» **Your instructions**
Where a line contains the word "React", copy that line.
##############################
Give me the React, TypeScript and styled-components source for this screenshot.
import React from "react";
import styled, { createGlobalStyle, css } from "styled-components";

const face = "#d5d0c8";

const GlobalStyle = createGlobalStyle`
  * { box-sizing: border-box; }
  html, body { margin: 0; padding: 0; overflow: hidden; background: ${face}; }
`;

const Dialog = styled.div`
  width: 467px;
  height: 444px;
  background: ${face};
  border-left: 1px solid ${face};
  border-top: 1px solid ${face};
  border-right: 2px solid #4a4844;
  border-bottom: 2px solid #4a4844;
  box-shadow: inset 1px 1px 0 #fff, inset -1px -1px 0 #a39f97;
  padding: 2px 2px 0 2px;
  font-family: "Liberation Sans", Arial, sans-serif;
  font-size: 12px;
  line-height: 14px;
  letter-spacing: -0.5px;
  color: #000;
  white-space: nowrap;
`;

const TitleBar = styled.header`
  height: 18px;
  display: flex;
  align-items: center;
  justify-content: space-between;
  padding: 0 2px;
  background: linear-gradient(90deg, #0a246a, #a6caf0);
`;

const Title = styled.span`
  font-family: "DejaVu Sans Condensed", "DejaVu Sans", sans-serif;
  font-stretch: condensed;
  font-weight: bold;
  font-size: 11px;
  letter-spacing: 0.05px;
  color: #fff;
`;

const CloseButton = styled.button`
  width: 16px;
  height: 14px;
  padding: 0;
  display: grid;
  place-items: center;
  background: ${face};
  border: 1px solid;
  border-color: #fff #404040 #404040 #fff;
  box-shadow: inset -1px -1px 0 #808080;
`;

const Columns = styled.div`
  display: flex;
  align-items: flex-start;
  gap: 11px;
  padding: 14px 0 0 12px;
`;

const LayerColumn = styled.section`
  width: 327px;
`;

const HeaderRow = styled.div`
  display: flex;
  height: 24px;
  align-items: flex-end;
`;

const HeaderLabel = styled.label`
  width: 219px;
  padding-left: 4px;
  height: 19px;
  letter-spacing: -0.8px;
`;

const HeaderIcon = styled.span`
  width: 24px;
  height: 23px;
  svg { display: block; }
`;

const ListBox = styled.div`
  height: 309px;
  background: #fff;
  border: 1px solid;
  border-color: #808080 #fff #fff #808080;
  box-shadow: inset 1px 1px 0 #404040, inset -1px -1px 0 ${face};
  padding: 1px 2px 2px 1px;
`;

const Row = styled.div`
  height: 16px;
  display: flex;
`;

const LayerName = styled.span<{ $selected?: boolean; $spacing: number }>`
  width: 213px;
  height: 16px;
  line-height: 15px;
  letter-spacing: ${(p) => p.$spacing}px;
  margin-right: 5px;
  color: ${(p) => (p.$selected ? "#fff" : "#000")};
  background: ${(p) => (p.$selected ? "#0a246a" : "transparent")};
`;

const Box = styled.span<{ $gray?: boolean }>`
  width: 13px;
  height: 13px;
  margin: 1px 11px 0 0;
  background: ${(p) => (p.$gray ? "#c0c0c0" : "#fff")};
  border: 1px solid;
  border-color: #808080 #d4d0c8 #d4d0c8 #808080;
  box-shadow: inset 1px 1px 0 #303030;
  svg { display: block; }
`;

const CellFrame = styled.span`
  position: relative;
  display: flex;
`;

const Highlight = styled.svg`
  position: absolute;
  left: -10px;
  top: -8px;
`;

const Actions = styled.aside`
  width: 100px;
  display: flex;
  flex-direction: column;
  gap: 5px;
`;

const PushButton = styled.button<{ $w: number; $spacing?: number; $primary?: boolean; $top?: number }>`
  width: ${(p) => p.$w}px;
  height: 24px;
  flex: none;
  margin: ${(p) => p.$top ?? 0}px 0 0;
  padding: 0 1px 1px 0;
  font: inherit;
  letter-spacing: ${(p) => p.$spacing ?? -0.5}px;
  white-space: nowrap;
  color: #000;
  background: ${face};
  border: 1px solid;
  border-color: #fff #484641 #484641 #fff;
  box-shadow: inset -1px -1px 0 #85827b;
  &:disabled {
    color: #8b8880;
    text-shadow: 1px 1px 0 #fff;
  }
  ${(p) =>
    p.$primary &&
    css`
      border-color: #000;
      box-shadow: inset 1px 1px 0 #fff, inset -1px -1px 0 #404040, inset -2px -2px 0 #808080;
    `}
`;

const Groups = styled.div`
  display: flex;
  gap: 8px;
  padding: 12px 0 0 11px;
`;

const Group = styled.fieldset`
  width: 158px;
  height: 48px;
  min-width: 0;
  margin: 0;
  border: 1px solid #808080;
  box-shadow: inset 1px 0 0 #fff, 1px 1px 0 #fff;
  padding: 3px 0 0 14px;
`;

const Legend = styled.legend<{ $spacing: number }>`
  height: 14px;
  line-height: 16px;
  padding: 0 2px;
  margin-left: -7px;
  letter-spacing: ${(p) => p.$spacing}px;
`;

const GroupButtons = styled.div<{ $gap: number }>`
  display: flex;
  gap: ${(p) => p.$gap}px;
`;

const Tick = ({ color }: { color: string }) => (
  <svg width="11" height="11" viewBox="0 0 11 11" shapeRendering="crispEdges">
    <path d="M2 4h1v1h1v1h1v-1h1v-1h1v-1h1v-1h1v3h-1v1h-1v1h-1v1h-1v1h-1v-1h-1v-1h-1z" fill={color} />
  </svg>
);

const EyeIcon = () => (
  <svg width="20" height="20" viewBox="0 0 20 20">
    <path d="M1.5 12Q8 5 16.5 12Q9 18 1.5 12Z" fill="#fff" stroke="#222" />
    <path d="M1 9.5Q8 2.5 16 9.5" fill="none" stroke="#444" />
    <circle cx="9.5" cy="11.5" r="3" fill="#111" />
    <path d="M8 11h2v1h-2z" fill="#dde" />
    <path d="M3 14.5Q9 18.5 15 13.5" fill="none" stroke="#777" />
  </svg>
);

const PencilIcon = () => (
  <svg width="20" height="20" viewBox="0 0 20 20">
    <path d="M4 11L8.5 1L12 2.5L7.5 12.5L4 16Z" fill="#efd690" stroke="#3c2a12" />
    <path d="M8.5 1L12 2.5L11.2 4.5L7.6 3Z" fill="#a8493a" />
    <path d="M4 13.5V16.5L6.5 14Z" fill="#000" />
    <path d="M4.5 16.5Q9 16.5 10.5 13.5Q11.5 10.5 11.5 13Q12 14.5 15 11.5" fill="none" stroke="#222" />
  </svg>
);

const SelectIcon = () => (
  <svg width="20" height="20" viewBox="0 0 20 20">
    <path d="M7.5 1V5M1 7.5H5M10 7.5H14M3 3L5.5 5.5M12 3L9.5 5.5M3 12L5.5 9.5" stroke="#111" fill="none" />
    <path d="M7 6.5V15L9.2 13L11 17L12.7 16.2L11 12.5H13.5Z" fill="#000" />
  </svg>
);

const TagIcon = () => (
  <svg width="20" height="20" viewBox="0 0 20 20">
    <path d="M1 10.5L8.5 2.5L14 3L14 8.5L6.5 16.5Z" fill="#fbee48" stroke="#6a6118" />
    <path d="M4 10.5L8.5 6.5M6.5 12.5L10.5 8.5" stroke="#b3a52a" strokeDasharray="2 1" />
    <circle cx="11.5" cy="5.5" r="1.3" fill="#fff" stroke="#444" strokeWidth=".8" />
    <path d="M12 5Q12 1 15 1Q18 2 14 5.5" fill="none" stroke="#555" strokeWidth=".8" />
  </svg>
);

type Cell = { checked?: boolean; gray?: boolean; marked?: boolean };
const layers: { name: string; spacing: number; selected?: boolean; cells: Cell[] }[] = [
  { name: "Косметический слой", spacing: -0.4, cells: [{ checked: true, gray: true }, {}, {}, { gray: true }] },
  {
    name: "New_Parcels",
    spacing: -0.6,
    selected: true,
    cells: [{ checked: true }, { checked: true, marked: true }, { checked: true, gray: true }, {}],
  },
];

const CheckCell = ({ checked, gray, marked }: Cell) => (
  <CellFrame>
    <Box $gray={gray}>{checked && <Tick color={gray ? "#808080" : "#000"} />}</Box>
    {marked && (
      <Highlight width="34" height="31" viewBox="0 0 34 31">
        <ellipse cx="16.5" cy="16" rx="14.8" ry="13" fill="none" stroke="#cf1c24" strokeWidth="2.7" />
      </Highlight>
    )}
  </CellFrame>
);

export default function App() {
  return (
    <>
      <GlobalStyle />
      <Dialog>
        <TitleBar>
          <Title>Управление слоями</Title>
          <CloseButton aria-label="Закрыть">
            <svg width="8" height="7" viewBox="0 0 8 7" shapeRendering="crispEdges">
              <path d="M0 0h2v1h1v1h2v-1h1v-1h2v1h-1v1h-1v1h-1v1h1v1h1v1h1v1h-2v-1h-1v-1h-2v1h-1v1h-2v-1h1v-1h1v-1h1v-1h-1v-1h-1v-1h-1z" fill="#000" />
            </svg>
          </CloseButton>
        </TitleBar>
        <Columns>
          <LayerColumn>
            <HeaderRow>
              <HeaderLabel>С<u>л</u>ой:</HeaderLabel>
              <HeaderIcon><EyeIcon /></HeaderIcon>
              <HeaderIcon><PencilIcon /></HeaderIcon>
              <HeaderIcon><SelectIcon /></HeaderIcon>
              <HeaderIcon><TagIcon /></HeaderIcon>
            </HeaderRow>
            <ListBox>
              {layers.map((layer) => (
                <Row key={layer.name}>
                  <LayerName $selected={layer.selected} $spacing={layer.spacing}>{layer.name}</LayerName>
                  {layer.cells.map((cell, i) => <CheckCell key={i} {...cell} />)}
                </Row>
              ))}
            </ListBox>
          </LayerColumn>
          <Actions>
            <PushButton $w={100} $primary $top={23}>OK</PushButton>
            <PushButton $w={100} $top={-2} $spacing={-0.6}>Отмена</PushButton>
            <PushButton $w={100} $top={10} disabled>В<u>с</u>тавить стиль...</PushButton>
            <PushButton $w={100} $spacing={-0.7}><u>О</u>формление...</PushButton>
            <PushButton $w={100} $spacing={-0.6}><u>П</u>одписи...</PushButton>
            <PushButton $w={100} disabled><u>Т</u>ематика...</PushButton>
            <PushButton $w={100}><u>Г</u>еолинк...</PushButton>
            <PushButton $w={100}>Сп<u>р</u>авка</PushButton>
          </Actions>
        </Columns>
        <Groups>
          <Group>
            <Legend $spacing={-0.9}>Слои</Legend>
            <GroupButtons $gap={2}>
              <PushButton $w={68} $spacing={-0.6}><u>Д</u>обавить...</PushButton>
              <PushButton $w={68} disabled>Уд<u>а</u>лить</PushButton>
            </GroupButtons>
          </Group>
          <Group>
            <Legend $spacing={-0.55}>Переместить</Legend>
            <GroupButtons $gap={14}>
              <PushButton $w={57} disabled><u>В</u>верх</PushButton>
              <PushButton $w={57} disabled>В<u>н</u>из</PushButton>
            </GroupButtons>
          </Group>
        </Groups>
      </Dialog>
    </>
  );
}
##############################
» **Written answer**
Give me the React, TypeScript and styled-components source for this screenshot.
import React from "react";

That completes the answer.